On January 2, 2009, the Massachusetts Sensible Marijuana Policy Initiative became law and reduced the penalty for possession of an ounce or less of marijuana from a criminal offense to a civil infraction. In addition, the law prevented the Commonwealth from including the offense on the person’s criminal record.
Since the changes in the marijuana possession laws were imposed, decriminalizing of marijuana possession that amounts to less than one ounce of marijuana has evoked a myriad of legal questions. As a result, the Massachusetts Supreme Judicial Court and the Massachusetts Court of Appeals have reviewed multiple scenarios associated with the change. On April 5, 2013, the Supreme Judicial Court of Massachusetts issued four decisions attempting to further contextualize the impact of that change on current law. The precedent from each of the four cases is summarized briefly below:
In Commonwealth v. Palmer, the defendant was found to possess marijuana plants in his home; the total weight of these plants amounted to less than one ounce. The SJC determined that because each offense was under a different section of chapter 94C of the Massachusetts General Laws, the intention was to treat each in a separate manner. Thus, possession of less than one ounce would be civil while cultivation of less than one ounce would still have criminal repercussions.

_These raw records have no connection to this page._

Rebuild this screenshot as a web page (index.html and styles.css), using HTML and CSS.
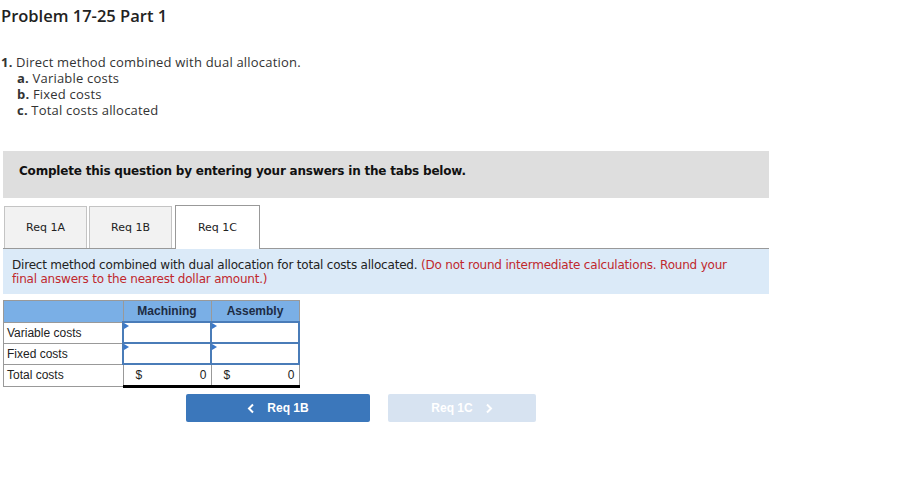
FILE: index.html
```html
<!DOCTYPE html>
<html>
<head>
<meta charset="utf-8">
<link rel="stylesheet" href="styles.css">
</head>
<body>
<h1 class="title">Problem 17-25 Part 1</h1>
<div class="parts">
  <div class="part"><b>1.</b> Direct method combined with dual allocation.</div>
  <div class="sub"><b>a.</b> Variable costs</div>
  <div class="sub"><b>b.</b> Fixed costs</div>
  <div class="sub"><b>c.</b> Total costs allocated</div>
</div>
<div class="wrap">
  <div class="banner">Complete this question by entering your answers in the tabs below.</div>
  <div class="tabs">
    <div class="tab">Req 1A</div>
    <div class="tab">Req 1B</div>
    <div class="tab active">Req 1C</div>
  </div>
  <div class="info">Direct method combined with dual allocation for total costs allocated. <span class="red">(Do not round intermediate calculations. Round your final answers to the nearest dollar amount.)</span></div>
  <table class="grid">
    <tr class="head"><th class="lbl"></th><th>Machining</th><th>Assembly</th></tr>
    <tr><td class="lbl">Variable costs</td><td class="inp"><span class="flag"></span></td><td class="inp"><span class="flag"></span></td></tr>
    <tr><td class="lbl">Fixed costs</td><td class="inp"><span class="flag"></span></td><td class="inp"><span class="flag"></span></td></tr>
    <tr class="total"><td class="lbl">Total costs</td><td class="val"><span>$</span><span>0</span></td><td class="val"><span>$</span><span>0</span></td></tr>
  </table>
  <div class="nav">
    <div class="btn prev"><svg class="chev left" width="8" height="11" viewBox="0 0 8 11"><path d="M6 1.5 L2 5.5 L6 9.5" fill="none" stroke="#fff" stroke-width="2"/></svg>Req 1B</div>
    <div class="btn next">Req 1C<svg class="chev right" width="8" height="11" viewBox="0 0 8 11"><path d="M2 1.5 L6 5.5 L2 9.5" fill="none" stroke="#fff" stroke-width="2"/></svg></div>
  </div>
</div>
</body>
</html>
```
FILE: styles.css
```css
html, body { margin: 0; padding: 0; background: #fff; }
body { font-family: "Open Sans", sans-serif; color: #222; }
.title { font-family: "Open Sans", sans-serif; font-weight: 600; font-size: 16.5px; line-height: 20px; margin: 6px 0 0 1px; color: #222; }
.parts { margin-top: 28px; font-family: "Open Sans", sans-serif; font-size: 13px; letter-spacing: 0.2px; line-height: 16px; color: #333; padding-left: 1px; }
.parts b { font-weight: 700; }
.sub { padding-left: 16px; }
.wrap { padding-left: 3px; width: 766px; }
.banner { margin-top: 33px; background: #dedede; height: 47px; box-sizing: border-box; padding-bottom: 7px; display: flex; align-items: center; padding-left: 16px; font-family: "DejaVu Sans", sans-serif; font-weight: bold; font-size: 12px; color: #111; letter-spacing: -0.2px; }
.tabs { margin-top: 7px; display: flex; gap: 2px; border-bottom: 1px solid #999; height: 43px; align-items: flex-end; }
.tab { width: 83px; height: 42px; box-sizing: border-box; background: #f2f2f2; border: 1px solid #c4c4c4; border-bottom: none; display: flex; align-items: center; justify-content: center; font-family: "DejaVu Sans", sans-serif; font-size: 11px; color: #222; }
.tab:first-child { margin-left: 1px; }
.tab.active { background: #fff; border: 1px solid #999; border-bottom: none; height: 44px; margin-bottom: -1px; margin-left: 1px; width: 85px; }
.info { background: #dbeaf8; height: 45px; box-sizing: border-box; padding: 9px 32px 0 9px; font-family: "DejaVu Sans", sans-serif; font-size: 12px; line-height: 14px; color: #222; letter-spacing: -0.2px; }
.red { color: #c0282d; }
.grid { margin-top: 6px; border-collapse: collapse; font-family: "Liberation Sans", Arial, sans-serif; font-size: 12px; color: #222; }
.grid td, .grid th { border: 1px solid #999; padding: 0; height: 20px; }
.grid th { background: #7aafe6; font-weight: bold; color: #1d2c44; text-align: center; width: 87px; }
.grid th.lbl { width: 118px; }
.grid td.lbl { padding-left: 3px; width: 115px; }
.grid td.inp { position: relative; border: 2px solid #4a7cb8; background: #fff; height: 17px; }
.flag { position: absolute; left: 0; top: 0; width: 0; height: 0; border-top: 3px solid transparent; border-bottom: 3px solid transparent; border-left: 5px solid #3a78c9; }
.grid tr.total td.val { border-bottom: 3px solid #000; padding: 0 4px 0 12px; }
.val span:first-child { float: left; }
.val span:last-child { float: right; }
.nav { display: flex; margin-top: 6px; margin-left: 183px; gap: 18px; }
.btn { height: 28px; border-radius: 2px; display: flex; align-items: center; justify-content: center; font-family: "Liberation Sans", Arial, sans-serif; font-weight: bold; font-size: 12px; color: #fff; }
.prev { width: 184px; background: #3b77bb; }
.next { width: 148px; background: #d7e3f1; }
.chev.left { margin-right: 12px; }
.chev.right { margin-left: 12px; }
```
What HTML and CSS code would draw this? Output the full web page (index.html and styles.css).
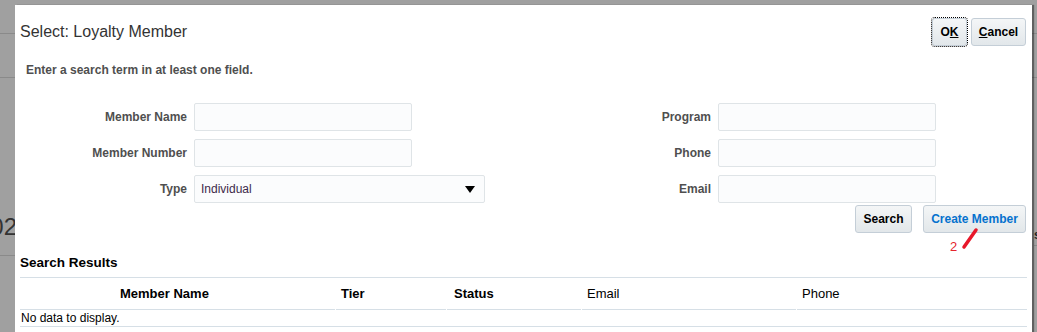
FILE: index.html
```html
<!DOCTYPE html>
<html lang="en">
<head>
    <meta charset="UTF-8">
    <meta name="viewport" content="width=device-width, initial-scale=1.0">
    <title>Select: Loyalty Member</title>
    <link rel="stylesheet" href="styles.css">
</head>
<body>
    <!-- page behind the popup -->
    <div class="backdrop">
        <div class="bg-row bg-row-top"></div>
        <div class="bg-row bg-row-mid"></div>
        <div class="bg-page">
            <div class="bg-left"><span>2302</span></div>
            <div class="bg-right"><span>s</span></div>
        </div>
    </div>

    <div class="dialog">
        <div class="dialog-header">
            <h1 class="dialog-title">Select: Loyalty Member</h1>
            <div class="dialog-actions">
                <button class="btn btn-focus">O<u>K</u></button>
                <button class="btn btn-cancel"><u>C</u>ancel</button>
            </div>
        </div>

        <p class="hint">Enter a search term in at least one field.</p>

        <div class="search-form">
            <div class="form-col form-col-left">
                <label>Member Name</label>
                <input class="field" type="text">
                <label>Member Number</label>
                <input class="field" type="text">
                <label>Type</label>
                <div class="select">
                    <span>Individual</span>
                    <svg width="10" height="7" viewBox="0 0 10 7"><path d="M0 0 H10 L5 7 Z" fill="#000"/></svg>
                </div>
            </div>
            <div class="form-col form-col-right">
                <label>Program</label>
                <input class="field" type="text">
                <label>Phone</label>
                <input class="field" type="text">
                <label>Email</label>
                <input class="field" type="text">
            </div>
        </div>

        <div class="form-buttons">
            <button class="btn btn-search">Search</button>
            <button class="btn btn-link">Create Member</button>
        </div>

        <div class="annotation">
            <span class="annotation-num">2</span>
            <svg width="20" height="24" viewBox="0 0 20 24">
                <line x1="3" y1="21" x2="15" y2="4" stroke="#e8182a" stroke-width="3.5" stroke-linecap="round"/>
            </svg>
        </div>

        <h2 class="results-title">Search Results</h2>
        <div class="results">
            <div class="results-head">
                <div class="col col-name">Member Name</div>
                <div class="col col-tier">Tier</div>
                <div class="col col-status">Status</div>
                <div class="col col-email">Email</div>
                <div class="col col-phone">Phone</div>
            </div>
            <div class="results-empty">No data to display.</div>
        </div>
    </div>
</body>
</html>
```

FILE: styles.css
```css
* {
    box-sizing: border-box;
}
body {
    margin: 0;
    width: 1037px;
    height: 332px;
    overflow: hidden;
    position: relative;
    background: #a0a0a0;
    font-family: "Liberation Sans", Arial, sans-serif;
}

/* background page */
.bg-row {
    border-bottom: 1px solid #8a8a8a;
}
.bg-row-top {
    height: 34px;
}
.bg-row-mid {
    height: 44px;
}
.bg-page {
    display: flex;
    justify-content: space-between;
    align-items: flex-start;
}
.bg-left {
    width: 17px;
    height: 178px;
    padding-top: 137px;
    border-bottom: 1px solid #8a8a8a;
    display: flex;
    justify-content: flex-end;
    overflow: hidden;
    font-size: 24px;
    line-height: 24px;
    color: #333;
    white-space: nowrap;
}
.bg-right {
    width: 3px;
    height: 168px;
    padding-top: 150px;
    border-bottom: 1px solid #8a8a8a;
    overflow: hidden;
    font-size: 12px;
    font-weight: bold;
    line-height: 14px;
    color: #222;
}

/* popup */
.dialog {
    position: absolute;
    left: 15px;
    top: 5px;
    width: 1017px;
    height: 340px;
    padding: 13px 5px 0;
    background: #fff;
    box-shadow: 2px 0 1px rgba(0, 0, 0, 0.4);
}
.dialog-header {
    display: flex;
    justify-content: space-between;
    align-items: center;
    height: 28px;
    padding-right: 1px;
}
.dialog-title {
    margin: 0;
    font-size: 16px;
    font-weight: normal;
    line-height: 18px;
    color: #333;
}
.dialog-actions {
    display: flex;
    gap: 4px;
}
.btn {
    height: 28px;
    padding: 0;
    border: 1px solid #c4ced7;
    border-radius: 3px;
    background: linear-gradient(#f4f6f7, #e2e7ea);
    font-family: inherit;
    font-size: 12px;
    font-weight: bold;
    color: #000;
    cursor: pointer;
}
.btn-focus {
    outline: 1px dotted #000;
    outline-offset: 0;
    width: 35px;
}
.btn-cancel {
    width: 55px;
}
.btn-search {
    width: 57px;
}
.btn-link {
    width: 103px;
    color: #0572ce;
}

.hint {
    margin: 17px 0 0 6px;
    font-size: 12px;
    font-weight: bold;
    line-height: 14px;
    color: #4f4f4f;
}

.search-form {
    display: flex;
    margin-top: 26px;
}
.form-col {
    display: grid;
    grid-template-columns: 167px auto;
    column-gap: 7px;
    row-gap: 8px;
    align-items: center;
    justify-items: start;
}
.form-col-left {
    width: 580px;
}
.form-col-right {
    grid-template-columns: 111px auto;
}
.form-col label {
    justify-self: end;
    font-size: 12px;
    font-weight: bold;
    color: #4f4f4f;
}
.field {
    width: 218px;
    height: 28px;
    margin: 0;
    border: 1px solid #dfe4e7;
    border-radius: 2px;
    background: #fbfcfd;
}
.select {
    width: 291px;
    height: 28px;
    padding: 0 9px 0 6px;
    border: 1px solid #dfe4e7;
    border-radius: 2px;
    background: #fbfcfd;
    display: flex;
    justify-content: space-between;
    align-items: center;
    font-size: 12px;
    color: #3e2a4a;
}

.form-buttons {
    display: flex;
    justify-content: flex-end;
    gap: 11px;
    margin-top: 2px;
    padding-right: 1px;
}

.annotation {
    position: absolute;
    left: 935px;
    top: 221px;
    display: flex;
    align-items: flex-start;
}
.annotation-num {
    margin-top: 13px;
    font-size: 13px;
    line-height: 16px;
    color: #e5242c;
}
.annotation svg {
    margin-left: 4px;
}

.results-title {
    margin: 22px 0 0;
    padding-bottom: 6px;
    border-bottom: 1px solid #d6dfe6;
    font-size: 13.5px;
    line-height: 16px;
    color: #000;
}
.results-head {
    display: grid;
    grid-template-columns: 315px 110px 134px 214px 1fr;
    column-gap: 1px;
}
.col {
    height: 32px;
    padding-left: 5px;
    border-bottom: 1px solid #d6dfe6;
    font-size: 13px;
    line-height: 31px;
    color: #000;
}
.col-name {
    padding-left: 100px;
    font-weight: bold;
}
.col-tier,
.col-status {
    font-weight: bold;
}
.col-status {
    padding-left: 7px;
}
.results-empty {
    height: 17px;
    padding-left: 1px;
    border-bottom: 1px solid #d6dfe6;
    font-size: 12px;
    line-height: 16px;
    color: #000;
}
```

Commonwealth v. Jackson posed a different issue. Specifically, the Court determined that the social sharing of marijuana would no longer be considered a form of distribution, but rather a joint possession of the drug. Two people found sharing marijuana of a weight less than one ounce would no longer be subject to arrest. Previously, the mere passing of the drug between two individuals would be considered distribution. After the Jackson decision, it would now be considered joint possession and thus civil in nature.
In Commonwealth v. Daniel, the defendant was stopped while driving. The responding officer noted a smell of burnt marijuana in the vehicle. The officer also indicated that during the course of the stop, the defendant voluntarily relinquished two bags of marijuana – their combined weight totaling less than one ounce. The Court opined that this scenario was insufficient to merit a search of the motor vehicle and thus any evidence found within the car should be suppressed. The Court mentioned the exclusion of any reference to a fear on the officer’s part for his safety and that the driver was never suspected of operating under the influence of drugs. These two noted references suggest that a slight modification of facts could result in a different resulting analysis in terms of suppression.
Finally, the defendant in Commonwealth v. Pacheco, was parked illegally while sharing marijuana with the passenger in the vehicle. When approached by the officer, the defendant voluntarily handed over one additional bag of marijuana. As a result, the occupants were then ordered from the vehicle and the trunk of their car was searched. Within the trunk the officer found a semi-automatic gun. The Supreme Court suppressed the gun finding there was as no basis for the search. Again, the Court noted that the occupants were found engaged in the “social sharing” of less than one ounce of marijuana – a civil infraction.